The “Prop 8 Trial” was not a “trial” in the traditional sense, even though the attorneys made opening statements and witnesses testified about the benefits and detriments of extending marriage rights to gays and lesbians. No jury was impaneled, and the trial judge had no actual authority to make “findings of fact” on the question of whether it would be beneficial to gay and lesbian families to be admitted to the institution of marriage, or whether it will harm heterosexual couples’ marriages if that were to happen. The reason that this was not a “trial” but rather a “hearing” is that all of the questions before the trial court were questions of law, not questions of fact. Questions of law are decided by judges, not by juries, and it isn’t even necessary for the parties to call any witnesses or introduce any evidence. Both the plaintiffs and the defendants could, if they wish, have relied entirely upon their pleadings and briefs, and the judge could have taken judicial notice of the facts and policies surrounding gay marriage. Furthermore, as to the conclusions that the trial judge reached in this case, the standard of review on appeal would be de novo, meaning that the appellate courts would be free to accept or reject the findings of the trial court.
However, even though the Prop 8 Trial concerned questions of law and not questions of fact, the witnesses and evidence that were presented at trial have been cited by several other courts in determining the rights of gay and lesbian couples. The evidence that was developed at trial will continue to have a strong influence on future litigation.
Here are links to the trial brief of the plaintiffs (who opposed Proposition 8) and the trial brief of the defendants (who supported Proposition 8). In addition, here are links to websites for the Alliance Defense Fund, which represented the supporters of Proposition 8, as well as the Prop 8 Trial Tracker and lgbt pov, which opposed Proposition 8. All three websites feature background and information about the case.
f. Current Ballot Measures on Same-Sex Marriage:
This fall there will be referenda in the states of Maine, Maryland, and Washington on the question of whether to permit gay and lesbian couples the right to marry. In Minnesota the voters will decide whether to adopt a state constitutional amendment banning same-sex marriage.
2. Federal Defense of Marriage Act
In 1996 Congress enacted the Defense of Marriage Act (DOMA), which contains two principal provisions: one provision defining marriage as a union between a man and a woman for purposes of federal law, and another provision permitting the states not to recognize same-sex unions performed in other states. The law provides:
Section 2. Powers reserved to the states
No State, territory, or possession of the United States, or Indian tribe, shall be required to give effect to any public act, record, or judicial proceeding of any other State, territory, possession, or tribe respecting a relationship between persons of the same sex that is treated as a marriage under the laws of such other State, territory, possession, or tribe, or a right or claim arising from such relationship. (codified at 28 U.S.C. 1738C)
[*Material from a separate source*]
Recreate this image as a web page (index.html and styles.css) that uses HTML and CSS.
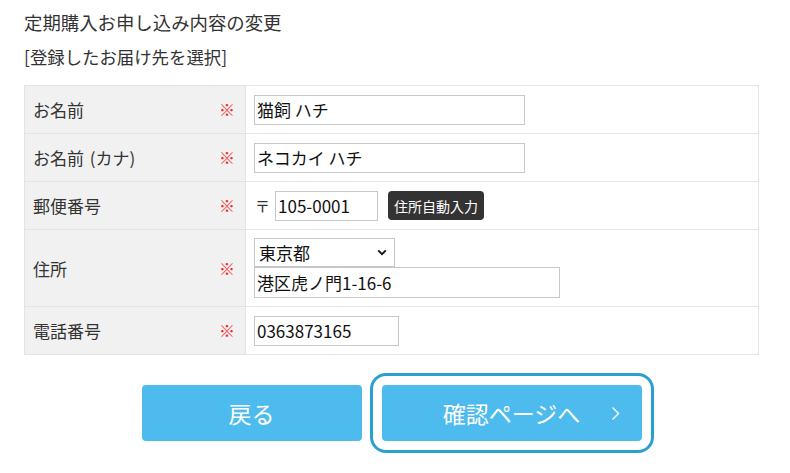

Section 3. Definition of marriage
In determining the meaning of any Act of Congress, or of any ruling, regulation, or interpretation of the various administrative bureaus and agencies of the United States, the word ‘marriage’ means only a legal union between one man and one woman as husband and wife, and the word ‘spouse’ refers only to a person of the opposite sex who is a husband or a wife. (Codified at 1 U.S.C. 7)
Gay and lesbian couples have challenged Section 3 of this law in a number of federal courts. A Massachusetts District Court struck down Section 3 in Gill v. Office of Personnel Management, 699 F.Supp.2d 374 (D.Mass. 2010). On May 31, 2012, the United States Court of Appeals for the First Circuit affirmed the decision of the District Court, stating “Rather than challenging the right of states to define marriage as they see fit, the appeals contest the right of Congress to undercut the choices made by same-sex couples and by individual states in deciding who can be married to whom.” Massachusetts v. United States Department of Health and Human Services, 682 F.3d 1 (1st Cir. 2012). On February 22, 2012, a California District Court came to the same conclusion in Golinski v. Office of Personnel Management (N.D. Cal. 2012). The docket of the briefs filed with the Ninth Circuit in Golinski is available here. On June 6, 2012, the District Court for the Southern District of New York also ruled that Section 3 of DOMA is unconstitutional. Windsor v. U.S., 833 F.Supp.2d 394 (S.D.N.Y., June 6, 2012)
On July 31, 2012 the Connecticut District Court came to the same conclusion as the courts in Gill, Golinski, and Windsor. Pederson v. Office of Personnel Management (D.Conn. 2012).
In addition, a number of military servicemembers are challenging the constitutionality of federal laws that deny benefits to the families of same-sex married couples in the case of McLaughlin v. Panetta. See Max J. Rosenthal, Gays in the Military Bring Lawsuit to Overturn DOMA, Huffington Post (October 27, 2011)
One of the unusual things about the DOMA litigation is that, while the federal government continues to enforce the law, the Department of Justice, acting under the orders of the President and the Attorney General, refuses to defend the constitutionality of the law in court. On February 23, 2011, Attorney General Eric Holder wrote this letter to John Boehner, Speaker of the House of Representatives, informing him that the President had determined that his administration could no longer in good conscience defend the constitutionality of the Defense of Marriage Act, and inviting the House of Representatives to take over responsibility for defending the law in court. On July 2, 2011, the Department of Justice filed this brief in support of Ms. Golinski in district court, contending that DOMA is unconstitutional. The attorneys for the House of Representatives, known as BLAG, now appear in court on behalf of DOMA.